For Ranjit, one of the central challenges is the mismatch between what ecosystems need and what traditional metrics are designed to capture. “Our financial systems value what we can count, not what truly counts,” he says. Philanthropy, he argues, must move beyond output-driven reporting and toward integrated accounting — where ecological indicators such as soil health, water tables, biodiversity recovery, and cultural vitality sit alongside conventional financial measures.
“What if every balance sheet included trees saved or ecosystems restored? What if every rupee earned was assessed for its ecological footprint?” This is not just philosophical; it shapes how the Balipara Foundation operates. With a lean core team and about eight percent of spending dedicated to administration, the organization functions as a distributed ecosystem rather than a single headquarters-led entity. Researchers, community leaders, field teams, and partner institutions collaborate across landscapes reinforcing his belief that systems change cannot be centrally orchestrated, only collectively stewarded.

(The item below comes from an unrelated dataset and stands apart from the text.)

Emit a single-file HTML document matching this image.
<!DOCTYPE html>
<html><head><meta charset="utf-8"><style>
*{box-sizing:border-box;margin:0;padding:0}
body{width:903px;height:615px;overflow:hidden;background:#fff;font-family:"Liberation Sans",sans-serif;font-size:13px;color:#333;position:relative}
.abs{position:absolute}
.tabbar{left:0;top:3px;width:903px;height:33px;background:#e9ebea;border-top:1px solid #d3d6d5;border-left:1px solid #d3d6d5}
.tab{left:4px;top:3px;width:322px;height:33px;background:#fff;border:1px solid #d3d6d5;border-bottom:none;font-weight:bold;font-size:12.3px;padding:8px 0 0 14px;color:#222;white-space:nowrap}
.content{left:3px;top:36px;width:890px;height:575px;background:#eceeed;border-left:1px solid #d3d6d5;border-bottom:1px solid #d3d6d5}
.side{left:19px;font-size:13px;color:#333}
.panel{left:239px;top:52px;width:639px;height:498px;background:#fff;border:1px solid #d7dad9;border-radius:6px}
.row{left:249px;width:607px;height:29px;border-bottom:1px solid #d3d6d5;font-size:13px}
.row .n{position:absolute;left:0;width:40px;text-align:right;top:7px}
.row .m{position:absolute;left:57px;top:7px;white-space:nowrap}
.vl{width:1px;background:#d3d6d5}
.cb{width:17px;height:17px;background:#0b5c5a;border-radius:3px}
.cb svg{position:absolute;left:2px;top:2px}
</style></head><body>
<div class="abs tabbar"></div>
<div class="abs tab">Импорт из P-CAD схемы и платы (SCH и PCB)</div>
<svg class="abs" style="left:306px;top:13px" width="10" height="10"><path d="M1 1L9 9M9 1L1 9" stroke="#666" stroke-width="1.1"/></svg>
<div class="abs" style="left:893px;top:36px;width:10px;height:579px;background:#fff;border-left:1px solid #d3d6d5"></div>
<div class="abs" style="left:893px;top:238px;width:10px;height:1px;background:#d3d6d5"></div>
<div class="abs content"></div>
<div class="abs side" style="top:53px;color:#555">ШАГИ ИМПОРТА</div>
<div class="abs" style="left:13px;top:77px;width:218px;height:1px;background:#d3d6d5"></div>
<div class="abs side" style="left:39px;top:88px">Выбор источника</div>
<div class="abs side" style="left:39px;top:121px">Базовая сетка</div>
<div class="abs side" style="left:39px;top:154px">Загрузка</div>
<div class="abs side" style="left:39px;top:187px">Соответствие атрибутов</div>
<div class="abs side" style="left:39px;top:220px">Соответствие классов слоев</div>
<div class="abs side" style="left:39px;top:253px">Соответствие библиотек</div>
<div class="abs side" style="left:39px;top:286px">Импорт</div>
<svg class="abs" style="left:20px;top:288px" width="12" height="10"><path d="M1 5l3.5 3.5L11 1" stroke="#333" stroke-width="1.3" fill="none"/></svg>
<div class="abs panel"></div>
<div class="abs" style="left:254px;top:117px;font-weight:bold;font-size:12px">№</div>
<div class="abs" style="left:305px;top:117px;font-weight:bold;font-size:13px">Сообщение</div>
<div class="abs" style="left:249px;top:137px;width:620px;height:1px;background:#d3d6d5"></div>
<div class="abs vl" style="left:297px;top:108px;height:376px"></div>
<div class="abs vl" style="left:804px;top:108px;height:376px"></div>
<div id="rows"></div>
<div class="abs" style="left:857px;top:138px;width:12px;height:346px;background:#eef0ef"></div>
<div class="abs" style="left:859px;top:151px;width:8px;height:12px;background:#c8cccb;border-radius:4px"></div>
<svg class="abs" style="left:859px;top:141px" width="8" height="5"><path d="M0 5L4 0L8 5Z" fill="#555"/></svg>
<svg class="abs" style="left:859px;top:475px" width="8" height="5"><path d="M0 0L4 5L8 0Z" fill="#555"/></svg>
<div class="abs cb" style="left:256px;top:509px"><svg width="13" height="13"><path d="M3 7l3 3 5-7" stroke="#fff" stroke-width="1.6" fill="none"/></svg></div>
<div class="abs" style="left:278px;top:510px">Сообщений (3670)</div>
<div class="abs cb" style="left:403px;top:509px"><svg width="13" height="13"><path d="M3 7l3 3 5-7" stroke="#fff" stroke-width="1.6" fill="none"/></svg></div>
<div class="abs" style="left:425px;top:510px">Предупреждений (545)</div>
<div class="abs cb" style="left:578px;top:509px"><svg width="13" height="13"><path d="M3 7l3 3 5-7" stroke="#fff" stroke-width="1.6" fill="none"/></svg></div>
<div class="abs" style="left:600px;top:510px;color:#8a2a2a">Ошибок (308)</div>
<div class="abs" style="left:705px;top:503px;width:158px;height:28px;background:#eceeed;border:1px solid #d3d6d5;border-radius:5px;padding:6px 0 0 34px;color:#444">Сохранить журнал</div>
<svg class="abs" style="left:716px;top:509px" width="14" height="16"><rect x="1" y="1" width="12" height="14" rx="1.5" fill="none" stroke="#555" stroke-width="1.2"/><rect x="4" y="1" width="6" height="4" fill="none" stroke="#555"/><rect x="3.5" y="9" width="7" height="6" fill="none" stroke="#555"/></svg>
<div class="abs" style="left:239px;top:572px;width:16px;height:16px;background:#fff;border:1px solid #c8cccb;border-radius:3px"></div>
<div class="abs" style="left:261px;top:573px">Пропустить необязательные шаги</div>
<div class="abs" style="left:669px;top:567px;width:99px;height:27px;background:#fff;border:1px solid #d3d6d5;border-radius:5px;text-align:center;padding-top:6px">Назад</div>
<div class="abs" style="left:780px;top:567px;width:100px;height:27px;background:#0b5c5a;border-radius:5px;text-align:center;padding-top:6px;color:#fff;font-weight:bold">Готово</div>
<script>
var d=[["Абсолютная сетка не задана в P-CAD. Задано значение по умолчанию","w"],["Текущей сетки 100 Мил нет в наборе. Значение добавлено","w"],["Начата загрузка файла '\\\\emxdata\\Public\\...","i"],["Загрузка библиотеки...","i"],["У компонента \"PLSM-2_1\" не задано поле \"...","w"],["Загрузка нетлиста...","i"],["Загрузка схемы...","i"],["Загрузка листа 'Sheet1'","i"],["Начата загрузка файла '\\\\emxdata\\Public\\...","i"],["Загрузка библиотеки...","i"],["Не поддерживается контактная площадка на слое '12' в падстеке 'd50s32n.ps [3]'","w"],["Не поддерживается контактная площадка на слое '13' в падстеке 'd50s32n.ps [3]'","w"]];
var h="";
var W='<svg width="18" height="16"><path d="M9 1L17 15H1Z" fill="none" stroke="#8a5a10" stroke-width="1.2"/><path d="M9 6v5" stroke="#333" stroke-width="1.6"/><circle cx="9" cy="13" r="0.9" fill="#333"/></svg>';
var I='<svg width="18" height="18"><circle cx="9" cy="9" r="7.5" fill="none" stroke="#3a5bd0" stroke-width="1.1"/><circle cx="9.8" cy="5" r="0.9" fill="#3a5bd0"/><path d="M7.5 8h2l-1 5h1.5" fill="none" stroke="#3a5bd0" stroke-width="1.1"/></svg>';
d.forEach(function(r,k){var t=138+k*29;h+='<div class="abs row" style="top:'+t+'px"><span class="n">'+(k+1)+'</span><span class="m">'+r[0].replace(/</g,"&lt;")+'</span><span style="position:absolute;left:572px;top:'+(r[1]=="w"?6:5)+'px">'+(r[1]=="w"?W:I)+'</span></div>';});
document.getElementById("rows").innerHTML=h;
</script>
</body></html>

Raising capital for this kind of work, however, remains one of philanthropy’s blind spots. Many philanthropists are more comfortable in funding visible, time-bound interventions than the slower, non-linear work of ecological regeneration. Issues like salamander habitats in Nagaland or wetland restoration in Manipur can appear niche or intangible to funders accustomed to metrics tied to cost-per-beneficiary or measurable “lives impacted”. “Regeneration doesn’t follow linear metrics,” Ranjit says. “You can’t quantify a forest’s soul.”

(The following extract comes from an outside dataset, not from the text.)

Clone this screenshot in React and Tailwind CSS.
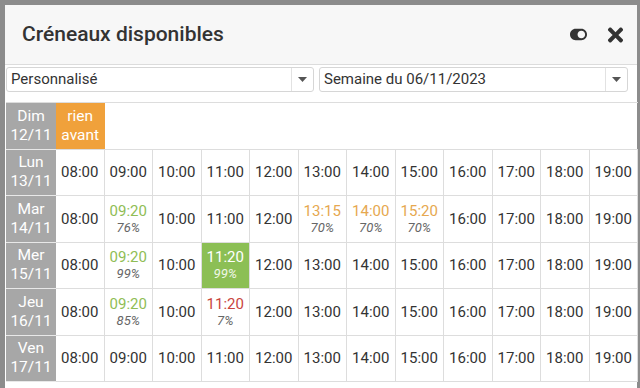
import React from "react";
import { FaToggleOn, FaTimes } from "react-icons/fa";

const hours = ["08:00","09:00","10:00","11:00","12:00","13:00","14:00","15:00","16:00","17:00","18:00","19:00"];

const special = {
  Mar: { 1: ["09:20", "76%", "g"], 5: ["13:15", "70%", "o"], 6: ["14:00", "70%", "o"], 7: ["15:20", "70%", "o"] },
  Mer: { 1: ["09:20", "99%", "g"], 3: ["11:20", "99%", "G"] },
  Jeu: { 1: ["09:20", "85%", "g"], 3: ["11:20", "7%", "r"] },
};

const days = [
  ["Lun", "13/11"],
  ["Mar", "14/11"],
  ["Mer", "15/11"],
  ["Jeu", "16/11"],
  ["Ven", "17/11"],
];

function DayCell({ d, n }) {
  return (
    <div className="bg-[#a7a7a7] text-white text-[15.5px] leading-[19px] flex flex-col items-center justify-center border-b border-[#e8e8e8]">
      <span>{d}</span>
      <span>{n}</span>
    </div>
  );
}

function Slot({ h, s }) {
  if (!s) {
    return (
      <div className="flex items-center justify-center text-[15px] text-[#333] border-r border-b border-[#dddddd]">
        {h}
      </div>
    );
  }
  const [t, p, c] = s;
  if (c === "G") {
    return (
      <div className="flex flex-col items-center justify-center bg-[#8cbf55] text-white border-r border-b border-[#dddddd]">
        <span className="text-[15px] leading-[17px]">{t}</span>
        <span className="text-[13px] italic leading-[15px] text-[#f0f7e8]">{p}</span>
      </div>
    );
  }
  const col = c === "g" ? "text-[#8fbd55]" : c === "o" ? "text-[#e6a84f]" : "text-[#c9453d]";
  return (
    <div className="flex flex-col items-center justify-center border-r border-b border-[#dddddd]">
      <span className={"text-[15px] leading-[17px] " + col}>{t}</span>
      <span className="text-[13px] italic leading-[15px] text-[#666]">{p}</span>
    </div>
  );
}

function Select({ label, w }) {
  return (
    <div className={"h-[25px] bg-white border border-[#d6d6d6] rounded-[3px] flex items-center " + w}>
      <span className="flex-1 pl-[4px] text-[15px] text-[#333]">{label}</span>
      <div className="w-[22px] h-full border-l border-[#e2e2e2] flex items-center justify-center">
        <svg width="9" height="5" viewBox="0 0 9 5"><path d="M0 0h9L4.5 5z" fill="#555" /></svg>
      </div>
    </div>
  );
}

export default function App() {
  return (
    <div className="w-[640px] h-[388px] bg-[#8c8c8c] overflow-hidden pt-[5px] pl-[5px]" style={{ fontFamily: "Roboto, 'Noto Sans', sans-serif" }}>
      <div className="w-[632px] h-[400px] bg-white">
        <div className="h-[60px] bg-[#f7f7f7] border-b border-[#dcdcdc] flex items-center pl-[17px] pr-[12px]">
          <span className="flex-1 text-[21px] font-medium text-[#333]">Créneaux disponibles</span>
          <FaToggleOn className="text-[#333] w-[17px] h-[17px] mr-[19px]" />
          <FaTimes className="text-[#333] w-[19px] h-[22px]" />
        </div>
        <div className="flex gap-[5px] pl-[1px] pt-[2px]">
          <Select label="Personnalisé" w="w-[308px]" />
          <Select label="Semaine du 06/11/2023" w="w-[309px]" />
        </div>
        <div className="mt-[10px] ml-[1px] w-[632px] grid grid-cols-[50px_repeat(12,1fr)] auto-rows-[46.5px] border-t border-[#dddddd]">
          <DayCell d="Dim" n="12/11" />
          <div className="bg-[#f0a13b] text-white text-[15.5px] leading-[19px] flex flex-col items-center justify-center border-b border-[#dddddd]">
            <span>rien</span>
            <span>avant</span>
          </div>
          <div className="col-span-11 border-b border-[#dddddd]" />
          {days.map(([d, n]) => (
            <React.Fragment key={d}>
              <DayCell d={d} n={n} />
              {hours.map((h, i) => (
                <Slot key={h} h={h} s={special[d] && special[d][i]} />
              ))}
            </React.Fragment>
          ))}
        </div>
      </div>
    </div>
  );
}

Climate volatility has made these gaps more urgent. In recent years, unprecedented flooding in the Eastern Himalayas has undone months, sometimes years of restoration work. For Ranjit, these events are reminders that philanthropy in fragile ecologies demands humility, patience, and models capable of absorbing shock. As he puts it, “You can replant a forest, but you also have to rebuild people’s relationship with nature and with hope.”

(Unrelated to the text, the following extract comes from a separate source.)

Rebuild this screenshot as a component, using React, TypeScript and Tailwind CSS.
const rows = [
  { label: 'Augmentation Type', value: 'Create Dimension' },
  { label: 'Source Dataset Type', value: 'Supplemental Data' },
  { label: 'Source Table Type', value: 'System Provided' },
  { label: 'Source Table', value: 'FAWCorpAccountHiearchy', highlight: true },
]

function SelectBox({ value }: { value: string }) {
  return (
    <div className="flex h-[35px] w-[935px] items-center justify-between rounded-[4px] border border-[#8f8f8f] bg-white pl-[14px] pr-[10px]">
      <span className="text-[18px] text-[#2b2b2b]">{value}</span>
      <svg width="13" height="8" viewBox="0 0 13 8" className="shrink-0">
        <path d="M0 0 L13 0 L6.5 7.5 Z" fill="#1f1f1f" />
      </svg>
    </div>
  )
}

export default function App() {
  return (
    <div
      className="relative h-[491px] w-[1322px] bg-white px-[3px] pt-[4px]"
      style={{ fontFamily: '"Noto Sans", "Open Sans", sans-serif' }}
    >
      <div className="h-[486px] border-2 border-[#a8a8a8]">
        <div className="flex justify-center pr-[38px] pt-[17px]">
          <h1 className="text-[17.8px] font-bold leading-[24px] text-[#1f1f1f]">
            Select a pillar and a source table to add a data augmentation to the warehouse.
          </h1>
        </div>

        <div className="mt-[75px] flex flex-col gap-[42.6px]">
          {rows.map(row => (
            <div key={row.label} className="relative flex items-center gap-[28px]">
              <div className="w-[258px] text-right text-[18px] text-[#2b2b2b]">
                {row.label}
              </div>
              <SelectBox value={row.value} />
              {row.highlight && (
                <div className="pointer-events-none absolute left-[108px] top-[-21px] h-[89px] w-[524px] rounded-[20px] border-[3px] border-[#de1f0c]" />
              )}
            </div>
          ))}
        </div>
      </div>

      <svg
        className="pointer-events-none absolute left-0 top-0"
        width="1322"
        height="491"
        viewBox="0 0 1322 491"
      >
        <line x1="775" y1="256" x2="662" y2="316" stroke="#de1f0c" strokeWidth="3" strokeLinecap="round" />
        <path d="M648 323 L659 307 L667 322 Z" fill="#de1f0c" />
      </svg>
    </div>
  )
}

As conservation efforts begin to generate income, whether through agroforestry, payments for ecosystem services, or nature-based enterprises, communities are initiating new conversations about fairness and governance. They are asking how benefits from restored forests should be shared, who gets to decide how income is reinvested, and how local enterprises can expand without tipping into extractive practices. These questions signal a shift from conservation as subsistence to conservation as self-determination. Communities are no longer passive participants in development models; they are increasingly asserting their right to shape them.
This transition also places new demands on philanthropy. It requires funders to consider how to support rising aspirations without encouraging a replication of urban materialism, and how to define “a better life” in ways that move beyond higher consumption or visible assets. For Ranjit, the answer lies in reframing aspiration itself. “A good life,” he says, “is one where people have dignity, connection, and purpose.” In the Northeast, where ecology, culture, and identity are deeply intertwined, this becomes a practical guide for what philanthropy should measure, prioritize, and ultimately value.
Lessons from a Life of Giving
After decades of work across industries and causes, Ranjit distills a set of principles he believes new philanthropists must internalize early. At their core is a simple truth: systems do not shift through prescriptions, but through participation. “You cannot prescribe change. You can only co-create it.”
For him, this means entering a field with respect for what already exists — the people, institutions, and knowledge systems that have shaped a landscape long before philanthropy arrives. Rather than seeking to build from scratch, he urges funders to strengthen what is working, fill structural gaps, and collaborate without competing for visibility. In a region as complex as the Eastern Himalayas, the most durable solutions come from aligning with local leadership, not superseding it.
Ranjit is clear that meaningful giving demands discomfort: the willingness to unlearn, to sit with ambiguity, and to recognize that the “right answer” may not reveal itself quickly. “If your giving feels easy,” he says, “you’re not changing the system.” For him, the role of philanthropy is less about directing resources and more about reshaping one’s own assumptions: about value, aspiration, equity, and growth.
A Regenerative Vision for India
Looking ahead, the invitation before India’s philanthropy ecosystem is clear: to broaden our understanding of prosperity itself. True wealth, Ranjit reminds us, lies in the resilience of the forests, rivers, and communities that sustain us. As India charts its next chapter, it must redefine its notion of capital to include ecological systems, and to embed that recognition into how we design policy, measure progress, and govern our shared future.
For the sector, this means adopting a regenerative vision, that asks corporations, funders, and civil society to reimagine value chains, invest in nature-positive models, and rebuild our economies on principles of reciprocity rather than extraction. Balipara Foundation’s own journey is but one illustration of what this could look like: a living laboratory where conservation, livelihoods, and culture reinforce one another. But the call is bigger than any single institution.
“The world needs more givers who understand that their own well-being depends on the well-being of everything around them.” The question now is whether India’s philanthropy ecosystem will meet this moment, by funding boldly, collaborating deeply, and choosing regeneration as the foundation of our collective prosperity.